February 18, 2011

Recommended by Erich S. Gruen, Professor of History and Classics.

The Faith Of The Outsider: Exclusion And Inclusion In The Biblical Story

"A modest and little known book. Spina takes on the standard notion that the Bible portrays the Hebrews as an exclusivist sect, “the chosen people,” who held themselves as insiders and held others at arms’ length. His dissection of several key biblical tales established that the “outsider” was in fact often welcomed, embraced, and incorporated, thus providing a very different and productive slant on the subject."

The Invention of Racism in Classical Antiquity

 "A sweeping survey of adverse attitudes by Greeks and Romans toward foreigners both east and west. The immense erudition covers the whole of the Mediterranean and beyond, a remarkable work of scholarship. The argument that 'proto-racism' had its origins in antiquity is somewhat one-sided and debatable, but it sets the debate on a wholly new footing."

Recommended by Erich S. Gruen, Professor of History and Classics and author of Rethinking the Other in Antiquity.

Orientalism

"This is a book of enormous power and influence. It stands as the classic statement of linkage between colonialism and imperialism that issued in the Eurocentric portrait of the 'Orient' in European literature. Even if the thesis is overstated, the work has, for good or ill, informed everything subsequently written on the subject."

Recommended by Erich S. Gruen, Professor of History and Classics and author of Rethinking the Other in Antiquity.

Alien Wisdom: The Limits of Hellenization

 "A brilliant set of lectures that explored Greek cultural and intellectual encounters with Persians, Jews, Celts, and Romans. Momigliano’s acute and engaging insights into Greek constructs of the alien and the impact of those constructs upon the Greek themselves remain unsurpassed. Although sometimes truncated and elusive, they never fail to stimulate."
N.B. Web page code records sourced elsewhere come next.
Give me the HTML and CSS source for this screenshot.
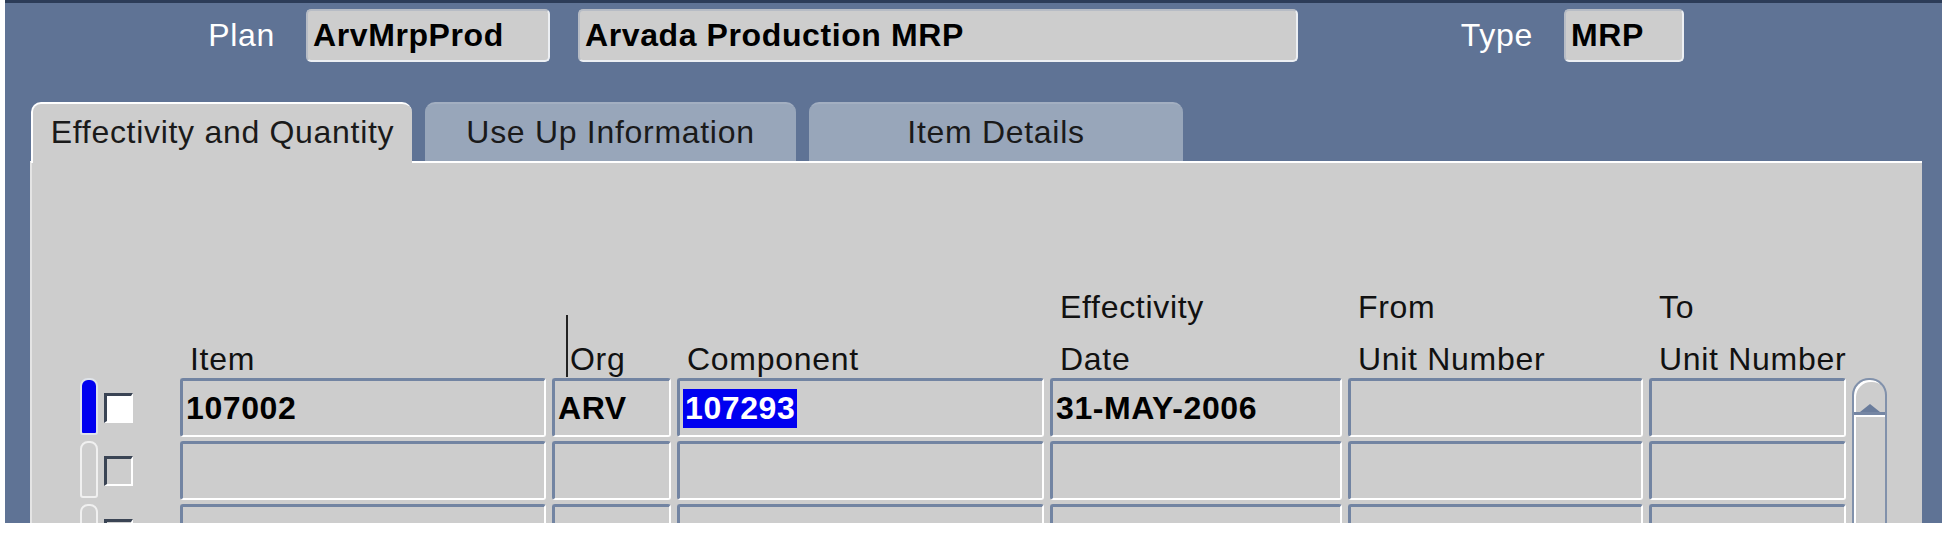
FILE: index.html
```html
<!DOCTYPE html>
<html lang="en">
<head>
    <meta charset="UTF-8">
    <title>Sourcing Rules - Arvada Production MRP</title>
    <link rel="stylesheet" href="styles.css">
</head>
<body>

<div class="window">
    <div class="plan-bar">
        <span class="lbl plan-lbl">Plan</span>
        <div class="hdr-field plan-name">ArvMrpProd</div>
        <div class="hdr-field plan-desc">Arvada Production MRP</div>
        <span class="lbl type-lbl">Type</span>
        <div class="hdr-field plan-type">MRP</div>
    </div>

    <div class="tabs">
        <div class="tab active tab-eff">Effectivity and Quantity</div>
        <div class="tab tab-use">Use Up Information</div>
        <div class="tab tab-item">Item Details</div>
    </div>

    <div class="panel">
        <div class="grid">
            <div class="corner"></div>
            <div class="col-lbl">Item</div>
            <div class="col-lbl org">Org</div>
            <div class="col-lbl">Component</div>
            <div class="col-lbl">Effectivity<br>Date</div>
            <div class="col-lbl">From<br>Unit Number</div>
            <div class="col-lbl">To<br>Unit Number</div>

            <div class="scroll">
                <div class="scroll-up"></div>
            </div>

            <!-- row 1 (current record) -->
            <div class="ind current"></div>
            <div class="chk on"></div>
            <div class="cell">107002</div>
            <div class="cell">ARV</div>
            <div class="cell"><span class="sel">107293</span></div>
            <div class="cell">31-MAY-2006</div>
            <div class="cell"></div>
            <div class="cell"></div>

            <!-- row 2 -->
            <div class="ind"></div>
            <div class="chk"></div>
            <div class="cell"></div>
            <div class="cell"></div>
            <div class="cell"></div>
            <div class="cell"></div>
            <div class="cell"></div>
            <div class="cell"></div>

            <!-- row 3 -->
            <div class="ind"></div>
            <div class="chk"></div>
            <div class="cell"></div>
            <div class="cell"></div>
            <div class="cell"></div>
            <div class="cell"></div>
            <div class="cell"></div>
            <div class="cell"></div>
        </div>
    </div>
</div>

</body>
</html>
```

FILE: styles.css
```css
body {
    margin: 0;
    background: #fff;
    font-family: "Liberation Sans", Arial, sans-serif;
    font-size: 32px;
    letter-spacing: 0.7px;
    color: #111;
}

.window {
    margin-left: 5px;
    height: 523px;
    box-sizing: border-box;
    background: #5f7395;
    border-top: 3px solid #2c3c58;
    overflow: hidden;
}

/* plan header */
.plan-bar {
    display: flex;
    align-items: center;
    height: 53px;
    padding-top: 6px;
}

.lbl {
    width: 80px;
    text-align: right;
    color: #fff;
}

.plan-lbl {
    margin-left: 190px;
}

.type-lbl {
    margin-left: 155px;
}

.hdr-field {
    box-sizing: border-box;
    height: 53px;
    line-height: 49px;
    padding-left: 5px;
    margin-left: 31px;
    background: #cdcdcd;
    border: 2px solid #b7bcc5;
    border-right-color: #eceff3;
    border-bottom-color: #eceff3;
    border-radius: 5px;
    font-weight: bold;
    letter-spacing: 0.6px;
    color: #000;
    white-space: nowrap;
}

.plan-name {
    width: 244px;
}

.plan-desc {
    width: 720px;
    margin-left: 28px;
}

.plan-type {
    width: 120px;
}

/* tabs */
.tabs {
    display: flex;
    align-items: flex-end;
    gap: 13px;
    height: 59px;
    margin: 40px 0 0 26px;
}

.tab {
    box-sizing: border-box;
    height: 59px;
    line-height: 57px;
    text-align: center;
    white-space: nowrap;
    background: #98a6ba;
    border-top: 2px solid #a3afc1;
    border-radius: 10px 10px 0 0;
    color: #1a1a1a;
}

.tab.active {
    position: relative;
    z-index: 1;
    height: 61px;
    margin-bottom: -2px;
    background: #cdcdcd;
    border-top: 2px solid #fff;
    border-left: 2px solid #fff;
}

.tab-eff {
    width: 381px;
}

.tab-use {
    width: 371px;
}

.tab-item {
    width: 374px;
}

/* tab page */
.panel {
    box-sizing: border-box;
    width: 1892px;
    height: 400px;
    margin-left: 25px;
    padding: 118px 0 0 48px;
    background: #cdcdcd;
    border-top: 2px solid #fff;
    border-left: 2px solid #e4e4e4;
}

.grid {
    display: grid;
    grid-template-columns: 18px 70px 366px 119px 367px 292px 295px 197px 35px;
    grid-template-rows: auto 59px 59px 59px;
    column-gap: 6px;
    row-gap: 4px;
}

.corner {
    grid-column: span 2;
}

.col-lbl {
    align-self: end;
    margin-bottom: -11px;
    padding-left: 10px;
    line-height: 52px;
    white-space: nowrap;
}

.col-lbl.org {
    margin: 0 0 -3px 14px;
    padding: 26px 0 0 2px;
    line-height: 36px;
    border-left: 2px solid #222;
}

.ind {
    grid-column: 1;
    box-sizing: border-box;
    width: 18px;
    height: 57px;
    border: 2px solid #f0f0f0;
    border-radius: 8px 8px 3px 3px;
}

.ind.current {
    background: #0000f0;
    border-color: #dfe3ea;
}

.chk {
    box-sizing: border-box;
    align-self: center;
    width: 29px;
    height: 30px;
    background: #cdcdcd;
    border-top: 3px solid #3a4454;
    border-left: 3px solid #3a4454;
    border-right: 2px solid #fff;
    border-bottom: 2px solid #fff;
}

.chk.on {
    background: #fff;
}

.cell {
    box-sizing: border-box;
    display: flex;
    align-items: center;
    padding-left: 3px;
    background: #cdcdcd;
    border-top: 3px solid #7284a2;
    border-left: 3px solid #7284a2;
    border-right: 2px solid #fff;
    border-bottom: 2px solid #fff;
    border-radius: 3px;
    font-weight: bold;
    letter-spacing: 0.6px;
    color: #000;
    white-space: nowrap;
    overflow: hidden;
}

.sel {
    padding: 0 2px;
    line-height: 39px;
    background: #0000f0;
    color: #fff;
}

.scroll {
    grid-column: 9;
    grid-row: 2 / span 3;
    box-sizing: border-box;
    background: #cdcdcd;
    border: 2px solid #8191ab;
    border-bottom: none;
    border-radius: 17px 17px 0 0;
    box-shadow: inset 2px 2px 0 #fff;
}

.scroll-up {
    box-sizing: border-box;
    display: flex;
    justify-content: center;
    height: 35px;
    padding-top: 15px;
    border-bottom: 3px solid #7586a3;
    box-shadow: 0 2px 0 #fff;
}

.scroll-up::before {
    content: "";
    border-left: 10px solid transparent;
    border-right: 10px solid transparent;
    border-bottom: 8px solid #6a7c9b;
}
```
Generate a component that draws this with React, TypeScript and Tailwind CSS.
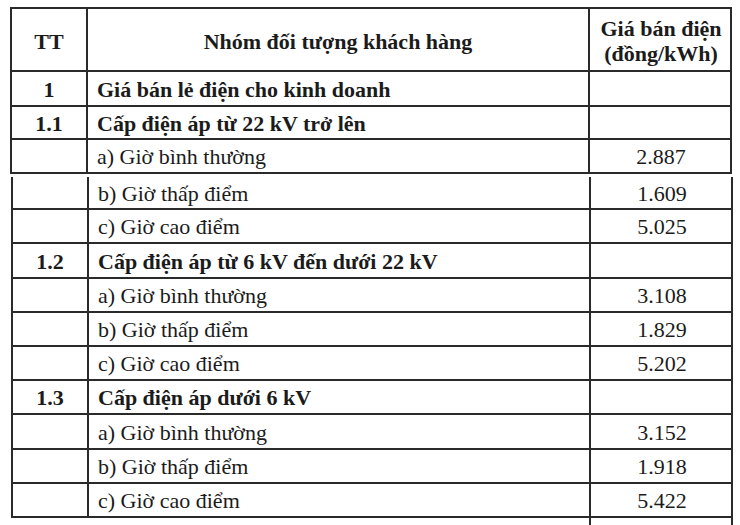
const font = { fontFamily: '"Liberation Serif", "Times New Roman", serif' };

type Row = { tt?: string; label: string; price?: string; bold?: boolean; h: number };

const upper: Row[] = [
  { tt: '1', label: 'Giá bán lẻ điện cho kinh doanh', bold: true, h: 35 },
  { tt: '1.1', label: 'Cấp điện áp từ 22 kV trở lên', bold: true, h: 33 },
  { label: 'a) Giờ bình thường', price: '2.887', h: 34 },
];

const lower: Row[] = [
  { label: 'b) Giờ thấp điểm', price: '1.609', h: 33 },
  { label: 'c) Giờ cao điểm', price: '5.025', h: 34 },
  { tt: '1.2', label: 'Cấp điện áp từ 6 kV đến dưới 22 kV', bold: true, h: 35 },
  { label: 'a) Giờ bình thường', price: '3.108', h: 34 },
  { label: 'b) Giờ thấp điểm', price: '1.829', h: 34 },
  { label: 'c) Giờ cao điểm', price: '5.202', h: 34 },
  { tt: '1.3', label: 'Cấp điện áp dưới 6 kV', bold: true, h: 34 },
  { label: 'a) Giờ bình thường', price: '3.152', h: 35 },
  { label: 'b) Giờ thấp điểm', price: '1.918', h: 34 },
  { label: 'c) Giờ cao điểm', price: '5.422', h: 34 },
];

function TableRow({ row }: { row: Row }) {
  return (
    <div className="flex border-b-2 border-[#2a2a2a]" style={{ height: row.h }}>
      <div className="w-[76px] shrink-0 border-r-2 border-[#2a2a2a] flex items-center justify-center pt-[2px] font-bold">
        {row.tt}
      </div>
      <div
        className={
          'w-[502px] shrink-0 border-r-2 border-[#2a2a2a] flex items-center pl-[9px] pt-[2px] ' +
          (row.bold ? 'font-bold' : '')
        }
      >
        {row.label}
      </div>
      <div className="flex-1 flex items-center justify-center pt-[2px] pl-[2px]">{row.price}</div>
    </div>
  );
}

export default function App() {
  return (
    <div className="w-[740px] h-[525px] bg-white overflow-hidden text-[#1b1b1b] text-[22px] leading-none" style={font}>
      {/* upper block */}
      <div className="ml-[10px] mt-[7px] w-[722px] border-x-2 border-t-2 border-[#2a2a2a]">
        <div className="flex border-b-2 border-[#2a2a2a] h-[63px] font-bold">
          <div className="w-[76px] shrink-0 border-r-2 border-[#2a2a2a] flex items-center justify-center pt-[4px]">
            TT
          </div>
          <div className="w-[502px] shrink-0 border-r-2 border-[#2a2a2a] flex items-center justify-center pt-[4px]">
            Nhóm đối tượng khách hàng
          </div>
          <div className="flex-1 flex flex-col items-center justify-center leading-[25px] pt-[2px] pl-[2px]">
            <span>Giá bán điện</span>
            <span>(đồng/kWh)</span>
          </div>
        </div>
        {upper.map((r, i) => (
          <TableRow key={i} row={r} />
        ))}
      </div>

      {/* lower block, scan offset */}
      <div className="ml-[11px] mt-[3px] w-[722px]">
        <div className="border-x-2 border-[#2a2a2a]">
          {lower.map((r, i) => (
            <TableRow key={i} row={r} />
          ))}
        </div>
        <div className="flex h-[12px]">
          <div className="w-[78px] shrink-0" />
          <div className="w-[502px] shrink-0 border-r-2 border-[#2a2a2a]" />
          <div className="flex-1 border-r-2 border-[#2a2a2a]" />
        </div>
      </div>
    </div>
  );
}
Recommended by Erich S. Gruen, Professor of History and Classics and author of Rethinking the Other in Antiquity.

Judaism and Hellenism: Studies in Their Encounter in Palestine During the Early Hellenistic Period

"This profoundly learned work set Tertullian’s famous dictum, 'What has Athens to do with Jerusalem?' on its head. Hengel discarded the dichotomy and demonstrated once for all the entangled overlap of Jewish and Hellenic cultures not only in the diaspora but in Palestine itself. The field has never been the same since."

Recommended by Erich S. Gruen, Professor of History and Classics and author of Rethinking the Other in Antiquity.

Blacks in Antiquity: Ethiopians in the Greco-Roman Experience

"Snowden’s book represents a significant breakthrough in understanding Greek and Roman attitudes toward a people they termed 'Ethiopians.' It cogently subverted the idea that blacks were simply denigrated, disparaged or despised. Snowden’s broad-gauged study, gathering all the available literary and archaeological testimony, irrevocably complicated the picture and, for the first time, undermined the notion of racial prejudice toward the blacks."